Oleh: Hannan Putra
Abdul Halim Mahmud, mantan pemimpin tertinggi Al-Azhar mendefinisikan, haji merupakan kumpulan yang sangat indah dari simbol-simbol kerohanian yang mengantarkan seorang Muslim masuk lingkungan Ilahi apabila haji itu dilaksanakan dalam bentuk dan caranya yang benar.
Untuk mencapai haji yang mabrur tersebut, diperlukan kebersihan dan kesempurnaan rangkaian-rangkaian kegiatan haji mulai dari awal hingga akhir. Dimulai dari niat yang ikhlas karena memenuhi panggilan Allah semata. Bukan karena motivasi-motivasi lainnya meskipun secuil.
Biaya yang dipergunakan untuk pelaksanaan haji dan bekal bagi keluarga yang ditinggalkan haruslah berasal dari rezeki yang halal lagi baik. Kemudian, dibarengi dengan usaha yang maksimal untuk mempelajari tata cara pelaksanaan haji sesuai dengan sunah Rasulullah SAW. Lalu, diwujudkan dengan melaksanakan ibadah haji dengan sebaik-baiknya.
Jamaah haji yang berhasil memperoleh haji mabrur akan mendapatkan manfaat yang banyak dalam kehidupannya, baik di dunia maupun di akhirat kelak. Di antara manfaat yang diperoleh dari haji mabrur dijelaskan dalam sebuah hadis panjang yang berasal dari Ibnu Umar.
Abdullah bin Umar berkisah bahwa suatu ketika ia duduk bersama Nabi Muhammad SAW di Masjid Mina. Ketika itu, datanglah seorang dari suku Tsaqif hendak bertanya. Pertanyaannya seputar ganjaran bagi seseorang yang mendatangi Baitullah (haji).
Rasulullah SAW pun bersabda, “Sesungguhnya jika engkau berangkat dari rumahmu menuju Bait al-Haram (Ka’bah) maka untamu tidak meletakkan kakinya, tidak pula mengangkatnya kecuali Allah menetapkan untukmu satu kebaikan serta menghapus satu dosa.
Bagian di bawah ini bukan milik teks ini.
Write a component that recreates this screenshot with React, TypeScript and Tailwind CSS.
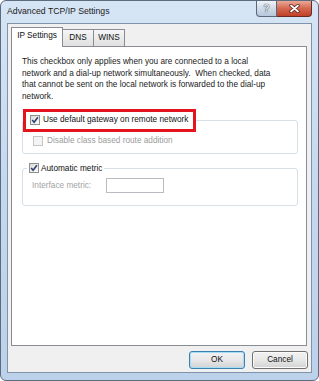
import React from 'react';

function Check({ checked, disabled }: { checked?: boolean; disabled?: boolean }) {
  return (
    <span
      className={`flex h-[10px] w-[10px] shrink-0 items-center justify-center border ${
        disabled
          ? 'border-[#c5c5c5] bg-[#f4f4f4]'
          : 'border-[#8e8f8f] bg-gradient-to-br from-[#dadada] to-[#fbfbfb]'
      }`}
    >
      {checked && (
        <svg width="8" height="8" viewBox="0 0 8 8">
          <path d="M1.2 4.1 L3.1 6.3 L6.9 1.2" fill="none" stroke="#2c3e73" strokeWidth="1.5" />
        </svg>
      )}
    </span>
  );
}

export default function App() {
  return (
    <div className="flex h-[381px] w-[319px] flex-col rounded-[6px] border border-[#5d6b7e] bg-gradient-to-b from-[#d6e5f5] via-[#c4d8ee] to-[#bcd2ea] px-[6px] pb-[7px] font-['Liberation_Sans',Arial,sans-serif] text-[8.25px] text-[#111]">
      {/* title bar */}
      <div className="flex h-[22px] shrink-0 items-center justify-between">
        <span className="text-[8.7px] text-[#1a1a1a]">Advanced TCP/IP Settings</span>
        <div className="flex h-[16px] self-start">
          <div className="flex w-[21px] items-center justify-center rounded-bl-[4px] border border-t-0 border-[#5a677b] bg-gradient-to-b from-[#eef3f8] via-[#cfdbe8] to-[#b6c6da]">
            <span className="text-[10px] font-bold leading-none text-[#e9edf2] [text-shadow:0_0_1px_#3b4556,0_0_1px_#3b4556]">?</span>
          </div>
          <div className="flex w-[35px] items-center justify-center rounded-br-[4px] border border-l-0 border-t-0 border-[#6b2a1f] bg-gradient-to-b from-[#e9a898] via-[#d4674f] to-[#c13f27]">
            <svg width="11" height="9" viewBox="0 0 11 9">
              <path d="M2 1.5 L9 7.5 M9 1.5 L2 7.5" stroke="#5a1c12" strokeWidth="3.4" strokeLinecap="round" />
              <path d="M2 1.5 L9 7.5 M9 1.5 L2 7.5" stroke="#ffffff" strokeWidth="1.8" strokeLinecap="round" />
            </svg>
          </div>
        </div>
      </div>

      {/* client area */}
      <div className="flex flex-1 flex-col border border-[#7f93ab] bg-[#f0f0f0] pb-[3px] pl-[3px] pr-[4px] pt-[3px]">
        <div className="flex h-[20px] items-end">
          <div className="relative z-10 flex h-[20px] w-[52px] items-center justify-center border border-b-0 border-[#898c95] bg-white pb-[2px]">
            IP Settings
          </div>
          <div className="-ml-px mb-px flex h-[17px] w-[32px] items-center justify-center border border-b-0 border-[#898c95] bg-gradient-to-b from-[#f6f6f6] to-[#e0e0e0]">
            DNS
          </div>
          <div className="-ml-px mb-px flex h-[17px] w-[32px] items-center justify-center border border-b-0 border-[#898c95] bg-gradient-to-b from-[#f6f6f6] to-[#e0e0e0]">
            WINS
          </div>
        </div>

        <div className="-mt-px h-[300px] border border-[#898c95] bg-white pl-[10px] pr-[8px] pt-[9px]">
          <p className="whitespace-nowrap leading-[11.7px] text-[#1b1b1b]">
            This checkbox only applies when you are connected to a local
            <br />
            network and a dial-up network simultaneously.&nbsp; When checked, data
            <br />
            that cannot be sent on the local network is forwarded to the dial-up
            <br />
            network.
          </p>

          <fieldset className="mt-[6px] rounded-[3px] border border-[#d5dfe5] pb-[6px]">
            <legend>
              <div className="flex h-[23px] items-center border-[3px] border-[#e3141d] pl-[4px] pr-[5px]">
                <Check checked />
                <span className="ml-[3px] leading-[11.7px]">Use default gateway on remote network</span>
              </div>
            </legend>
            <div className="mt-[3px] flex items-center pl-[10px] leading-[11.7px] text-[#9b9b9b]">
              <Check disabled />
              <span className="ml-[4px]">Disable class based route addition</span>
            </div>
          </fieldset>

          <fieldset className="mt-[9px] rounded-[3px] border border-[#d5dfe5] pb-[12px]">
            <legend className="ml-[4px] px-[2px]">
              <div className="flex items-center leading-[11.7px]">
                <Check checked />
                <span className="ml-[2px]">Automatic metric</span>
              </div>
            </legend>
            <div className="mt-[4px] flex items-center pl-[9px] leading-[11.7px] text-[#a3a3a3]">
              <span className="w-[74px]">Interface metric:</span>
              <div className="h-[15px] w-[58px] border border-[#b8bcc2] bg-white" />
            </div>
          </fieldset>
        </div>

        <div className="-mr-px mt-[5px] flex justify-end gap-[7px]">
          <button className="h-[18px] w-[56px] rounded-[3px] border border-[#3c7fb1] bg-gradient-to-b from-[#f2f2f2] via-[#e8e8e8] to-[#d2d2d2] shadow-[inset_0_0_0_1px_#a6dcf6]">
            OK
          </button>
          <button className="h-[18px] w-[56px] rounded-[3px] border border-[#707070] bg-gradient-to-b from-[#f2f2f2] via-[#e8e8e8] to-[#d2d2d2] shadow-[inset_0_0_0_1px_#fbfbfb]">
            Cancel
          </button>
        </div>
      </div>
    </div>
  );
}
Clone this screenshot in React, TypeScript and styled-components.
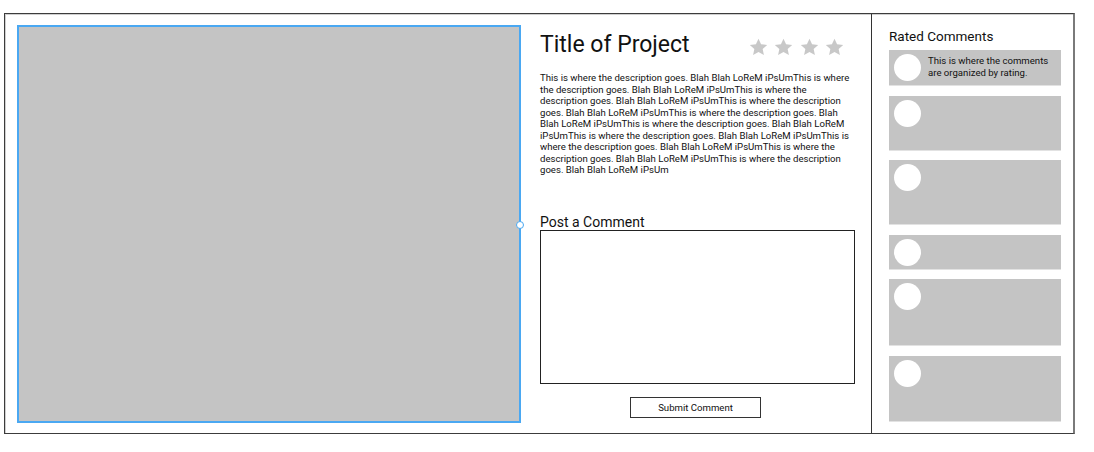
import React from "react";
import styled, { createGlobalStyle } from "styled-components";

const Global = createGlobalStyle`
  html, body { margin: 0; padding: 0; background: #fff; }
  body { font-family: Roboto, "Liberation Sans", sans-serif; color: #111; }
  * { box-sizing: border-box; }
`;

const Frame = styled.div`
  margin: 13px 0 0 4px;
  width: 1071px;
  height: 421px;
  border: 1px solid #3c3c3c;
  border-right: 2px solid #7a7a7a;
  box-shadow: inset 1px 1px 0 #cfcfcf;
  display: flex;
`;

const ImagePane = styled.div`
  position: relative;
  margin: 11px 0 10px 12px;
  width: 504px;
  background: #c4c4c4;
  border: 2px solid #4aa8f2;
`;

const Handle = styled.span`
  position: absolute;
  right: -5px;
  top: 50%;
  width: 8px;
  height: 8px;
  margin-top: -3px;
  border-radius: 50%;
  background: #fff;
  border: 1.5px solid #4aa8f2;
`;

const Middle = styled.div`
  width: 350px;
  padding: 16px 16px 0 19px;
  display: flex;
  flex-direction: column;
`;

const TitleRow = styled.div`
  display: flex;
  align-items: center;
  justify-content: space-between;
  height: 28px;
`;

const Title = styled.h1`
  margin: 0;
  font-size: 23px;
  font-weight: 400;
  color: #111;
`;

const Stars = styled.div`
  display: flex;
  gap: 6.5px;
  margin-right: 11px;
  margin-top: 5px;
`;

const Star = () => (
  <svg width="19" height="18" viewBox="0 0 24 23">
    <path
      d="M12 0.8l3.3 7.1 7.8 0.9-5.8 5.3 1.6 7.7L12 17.9l-6.9 3.9 1.6-7.7L0.9 8.8l7.8-0.9z"
      fill="#c8c8c8"
    />
  </svg>
);

const Description = styled.p`
  margin: 14px 0 0 0;
  width: 314px;
  font-size: 9.6px;
  line-height: 11.5px;
  color: #111;
`;

const Label = styled.div`
  margin-top: 38px;
  font-size: 14px;
  line-height: 16px;
  color: #111;
`;

const CommentBox = styled.textarea`
  display: block;
  width: 315px;
  height: 154px;
  margin-top: 0;
  border: 1px solid #222;
  border-radius: 0;
  resize: none;
  background: #fff;
  outline: none;
`;

const SubmitButton = styled.button`
  align-self: center;
  margin: 13px 0 0 -4px;
  width: 131px;
  height: 21px;
  border: 1px solid #333;
  background: #fff;
  font-family: Roboto, "Liberation Sans", sans-serif;
  font-size: 9.6px;
  color: #111;
  padding: 0;
`;

const Side = styled.div`
  flex: 1;
  border-left: 1px solid #333;
  padding: 14px 12px 0 17px;
  display: flex;
  flex-direction: column;
`;

const SideTitle = styled.div`
  font-size: 13.5px;
  line-height: 16px;
  color: #111;
  margin-bottom: 6px;
`;

const CardList = styled.div`
  display: flex;
  flex-direction: column;
  gap: 9.6px;
`;

const Card = styled.div<{ $h: number }>`
  height: ${(p) => p.$h}px;
  background: #c4c4c4;
  border-bottom: 1px solid #e2e2e2;
  display: flex;
  align-items: flex-start;
  padding: 4px 0 0 5px;
  gap: 7px;
`;

const Avatar = styled.span`
  flex: none;
  width: 27px;
  height: 27px;
  border-radius: 50%;
  background: #fff;
`;

const CardText = styled.div`
  font-size: 9.6px;
  line-height: 11.5px;
  color: #111;
  padding-top: 1px;
`;

const desc = "This is where the description goes. Blah Blah LoReM iPsUm".repeat(10);

const cards = [36, 55, 65, 35, 67, 66];

export default function App() {
  return (
    <>
      <Global />
      <Frame>
        <ImagePane>
          <Handle />
        </ImagePane>
        <Middle>
          <TitleRow>
            <Title>Title of Project</Title>
            <Stars>
              <Star />
              <Star />
              <Star />
              <Star />
            </Stars>
          </TitleRow>
          <Description>{desc}</Description>
          <Label>Post a Comment</Label>
          <CommentBox />
          <SubmitButton>Submit Comment</SubmitButton>
        </Middle>
        <Side>
          <SideTitle>Rated Comments</SideTitle>
          <CardList>
            {cards.map((h, i) => (
              <Card key={i} $h={h}>
                <Avatar />
                {i === 0 && (
                  <CardText>
                    This is where the comments
                    <br />
                    are organized by rating.
                  </CardText>
                )}
              </Card>
            ))}
          </CardList>
        </Side>
      </Frame>
    </>
  );
}
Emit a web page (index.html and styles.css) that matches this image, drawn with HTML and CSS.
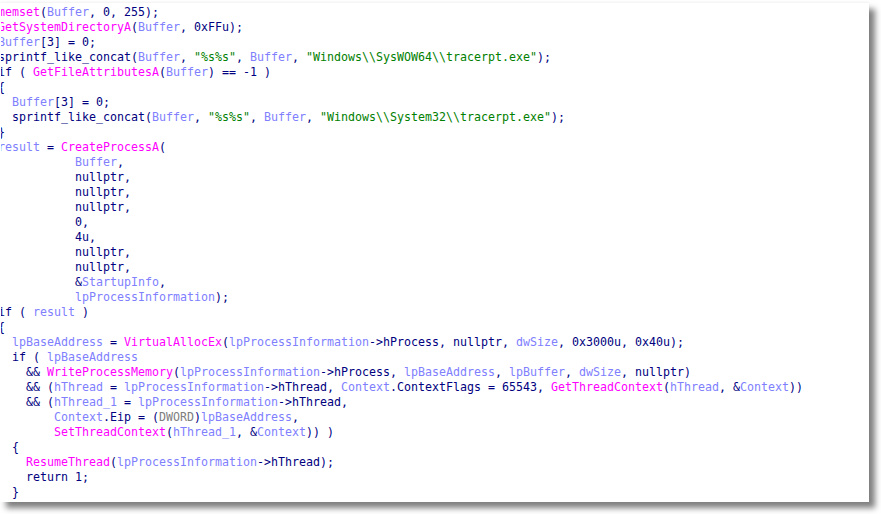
FILE: index.html
```html
<!DOCTYPE html>
<html>
<head>
<meta charset="utf-8">
<link rel="stylesheet" href="styles.css">
</head>
<body>
<div class="card">
<div class="clip">
<pre class="code"><span class="f">memset</span>(<span class="v">Buffer</span>, 0, 255);
<span class="f">GetSystemDirectoryA</span>(<span class="v">Buffer</span>, 0xFFu);
<span class="v">Buffer</span>[3] = 0;
sprintf_like_concat(<span class="v">Buffer</span>, <span class="s">"%s%s"</span>, <span class="v">Buffer</span>, <span class="s">"Windows\\SysWOW64\\tracerpt.exe"</span>);
if ( <span class="f">GetFileAttributesA</span>(<span class="v">Buffer</span>) == -1 )
{
  <span class="v">Buffer</span>[3] = 0;
  sprintf_like_concat(<span class="v">Buffer</span>, <span class="s">"%s%s"</span>, <span class="v">Buffer</span>, <span class="s">"Windows\\System32\\tracerpt.exe"</span>);
}
<span class="v">result</span> = <span class="f">CreateProcessA</span>(
           <span class="v">Buffer</span>,
           nullptr,
           nullptr,
           nullptr,
           0,
           4u,
           nullptr,
           nullptr,
           &amp;<span class="v">StartupInfo</span>,
           <span class="v">lpProcessInformation</span>);
if ( <span class="v">result</span> )
{
  <span class="v">lpBaseAddress</span> = <span class="f">VirtualAllocEx</span>(<span class="v">lpProcessInformation</span>-&gt;hProcess, nullptr, <span class="v">dwSize</span>, 0x3000u, 0x40u);
  if ( <span class="v">lpBaseAddress</span>
    &amp;&amp; <span class="f">WriteProcessMemory</span>(<span class="v">lpProcessInformation</span>-&gt;hProcess, <span class="v">lpBaseAddress</span>, <span class="v">lpBuffer</span>, <span class="v">dwSize</span>, nullptr)
    &amp;&amp; (<span class="v">hThread</span> = <span class="v">lpProcessInformation</span>-&gt;hThread, <span class="v">Context</span>.ContextFlags = 65543, <span class="f">GetThreadContext</span>(<span class="v">hThread</span>, &amp;<span class="v">Context</span>))
    &amp;&amp; (<span class="v">hThread_1</span> = <span class="v">lpProcessInformation</span>-&gt;hThread,
        <span class="v">Context</span>.Eip = (<span class="t">DWORD</span>)<span class="v">lpBaseAddress</span>,
        <span class="f">SetThreadContext</span>(<span class="v">hThread_1</span>, &amp;<span class="v">Context</span>)) )
  {
    <span class="f">ResumeThread</span>(<span class="v">lpProcessInformation</span>-&gt;hThread);
    return 1;
  }
  return 0;</pre>
</div>
</div>
</body>
</html>
```
FILE: styles.css
```css
html, body {
  margin: 0;
  padding: 0;
  background: #ffffff;
}
body {
  width: 881px;
  height: 514px;
  overflow: hidden;
  padding-top: 3px;
  box-sizing: border-box;
}
.card {
  width: 869px;
  height: 499px;
  padding-left: 1px;
  box-sizing: border-box;
  background: #ffffff;
  box-shadow: 6px 6px 6px rgba(0, 0, 0, 0.5), 0 -1px 2px rgba(0, 0, 0, 0.05);
}
.clip {
  height: 100%;
  overflow: hidden;
}
.code {
  margin: 0 0 0 -3px;
  padding-top: 2px;
  font-family: "DejaVu Sans Mono", monospace;
  font-size: 11.63px;
  line-height: 15px;
  color: #000080;
  white-space: pre;
}
.v { color: #8080ff; }
.f { color: #ff00ff; }
.s { color: #008000; }
.t { color: #808080; }
```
Adapun shalat dua rakaat yang kamu lakukan setelah thawaf maka ganjarannya sama dengan memerdekakan seorang dari putra Isma’il AS. Adapun saimu antara Shafa dan Marwah, pahalanya adalah bagaikan memerdekakan tujuh puluh hamba sahaya.
Adapun wukufmu pada sore hari di Arafah maka sesungguhnya Allah ‘turun’ ke langit dunia untuk membanggakanmu kepada malaikat-malaikat sambil berfirman, ‘Hamba- hamba-Ku datang berbondong- bondong dari seluruh penjuru, mereka mengharapkan surga-Ku.’ Seandainya dosa-dosamu sebanyak butir-butir pasir atau tetes-tetes hujan, atau buih di lautan, pasti akan Aku ampuni. Bertolaklah (dari Arafah ke Mina) dalam keadaan telah diampuni untukmu dan untuk siapa yang kamu mintakan untuk diampuni.
Adapun lontaran kerikilmu maka setiap kerikil yang engkau lontarkan merupakan pengampunan dari dosa besar yang menjerumuskanmu ke neraka. Sedangkan penyembelihan korban yang engkau lakukan maka itu dijadikan bekal untukmu di sisi Tuhanmu. Sedangkan bertahalul (bercukur rambut) yang engkau lakukan maka untuk setiap rambut yang engkau cukur, satu ganjaran kebajikan dan menghapus dirimu satu dosa.
Adapun thawafmu di sekeliling Ka'bah sesudah itu (thawaf ifadah sesudah bercukur) maka sebenarnya ketika itu, engkau melaksanakan thawaf dalam keadaan tidak memiliki dosa, malaikat datang meletakkan tangannya di bahumu sambil berkata, ‘Bekerjalah untuk masa datang karena telah diampuni dosamu yang lalu.” (HR Al-Thabrani dan Al-Mundziri).
Haji mabrur tersebut harus tetap dipelihara dengan cara menerapkan dalam kehidupan sehari-hari segala hikmah dan pelajaran yang terkandung dalam rangkaian ibadah haji.